---- STORED DATA
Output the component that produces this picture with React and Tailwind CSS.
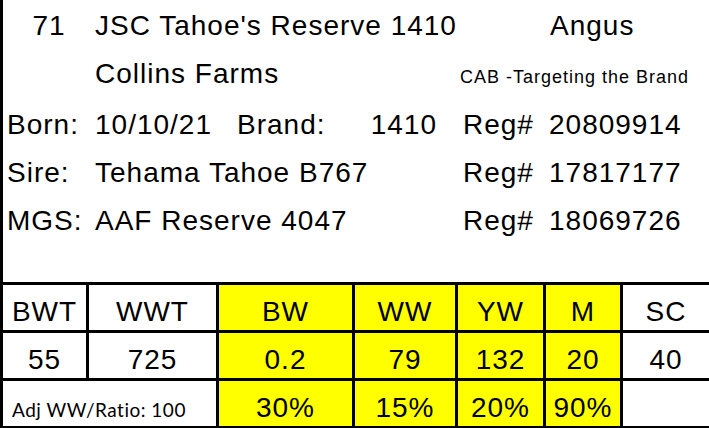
const Cell = ({ children, yellow, className = '' }) => (
  <div
    className={`flex items-end justify-center pb-[3px] text-[28px] leading-[30px] tracking-[1px] ${
      yellow ? 'bg-[#ffff00]' : 'bg-white'
    } ${className}`}
  >
    {children}
  </div>
)

const headers = [
  { label: 'BWT' },
  { label: 'WWT' },
  { label: 'BW', yellow: true },
  { label: 'WW', yellow: true },
  { label: 'YW', yellow: true },
  { label: 'M', yellow: true },
  { label: 'SC' },
]

const values = [
  { v: '55' },
  { v: '725' },
  { v: '0.2', yellow: true },
  { v: '79', yellow: true },
  { v: '132', yellow: true },
  { v: '20', yellow: true },
  { v: '40' },
]

const pcts = ['30%', '15%', '20%', '90%']

export default function App() {
  return (
    <div
      className="h-[428px] w-[709px] overflow-hidden bg-white text-black"
      style={{ fontFamily: '"Liberation Sans", Arial, sans-serif' }}
    >
      {/* info block */}
      <div className="h-[282px] border-l-[3px] border-black pt-[2px] text-[28px] leading-[48px] tracking-[1px]">
        <div className="flex items-baseline">
          <div className="w-[92px] text-center">71</div>
          <div className="w-[455px]">JSC Tahoe's Reserve 1410</div>
          <div>Angus</div>
        </div>
        <div className="flex items-baseline">
          <div className="w-[92px]" />
          <div className="w-[365px]">Collins Farms</div>
          <div className="text-[18px]">CAB -Targeting the Brand</div>
        </div>
        <div className="flex items-baseline">
          <div className="w-[92px] pl-[4px]">Born:</div>
          <div className="w-[142px]">10/10/21</div>
          <div className="flex w-[200px] justify-between">
            <span>Brand:</span>
            <span>1410</span>
          </div>
          <div className="ml-[26px] w-[86px]">Reg#</div>
          <div>20809914</div>
        </div>
        <div className="flex items-baseline">
          <div className="w-[92px] pl-[4px]">Sire:</div>
          <div className="w-[368px]">Tehama Tahoe B767</div>
          <div className="w-[86px]">Reg#</div>
          <div>17817177</div>
        </div>
        <div className="flex items-baseline">
          <div className="w-[92px] pl-[4px]">MGS:</div>
          <div className="w-[368px]">AAF Reserve 4047</div>
          <div className="w-[86px]">Reg#</div>
          <div>18069726</div>
        </div>
      </div>

      {/* EPD table */}
      <div className="grid grid-cols-[83px_127px_133px_100px_85px_74px_86px] grid-rows-[45px_45px_45px] gap-[3px] border-y-[3px] border-l-[3px] border-black bg-black">
        {headers.map((h) => (
          <Cell key={h.label} yellow={h.yellow}>
            {h.label}
          </Cell>
        ))}
        {values.map((c, i) => (
          <Cell key={i} yellow={c.yellow}>
            {c.v}
          </Cell>
        ))}
        <div
          className="col-span-2 flex items-end bg-white pb-[5px] pl-[9px] text-[19px] leading-[22px] tracking-[0.5px]"
          style={{ fontFamily: 'Lato, "Open Sans", sans-serif' }}
        >
          Adj WW/Ratio: 100
        </div>
        {pcts.map((p) => (
          <Cell key={p} yellow>
            {p}
          </Cell>
        ))}
        <div className="bg-white" />
      </div>
    </div>
  )
}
--------
Would you reproduce the lines above, from the very first through the line containing "const pcts = ['30%', '15%', '20%', '90%']", exactly and without the pictures?

Output the component that produces this picture with React and Tailwind CSS.
const Cell = ({ children, yellow, className = '' }) => (
  <div
    className={`flex items-end justify-center pb-[3px] text-[28px] leading-[30px] tracking-[1px] ${
      yellow ? 'bg-[#ffff00]' : 'bg-white'
    } ${className}`}
  >
    {children}
  </div>
)

const headers = [
  { label: 'BWT' },
  { label: 'WWT' },
  { label: 'BW', yellow: true },
  { label: 'WW', yellow: true },
  { label: 'YW', yellow: true },
  { label: 'M', yellow: true },
  { label: 'SC' },
]

const values = [
  { v: '55' },
  { v: '725' },
  { v: '0.2', yellow: true },
  { v: '79', yellow: true },
  { v: '132', yellow: true },
  { v: '20', yellow: true },
  { v: '40' },
]

const pcts = ['30%', '15%', '20%', '90%']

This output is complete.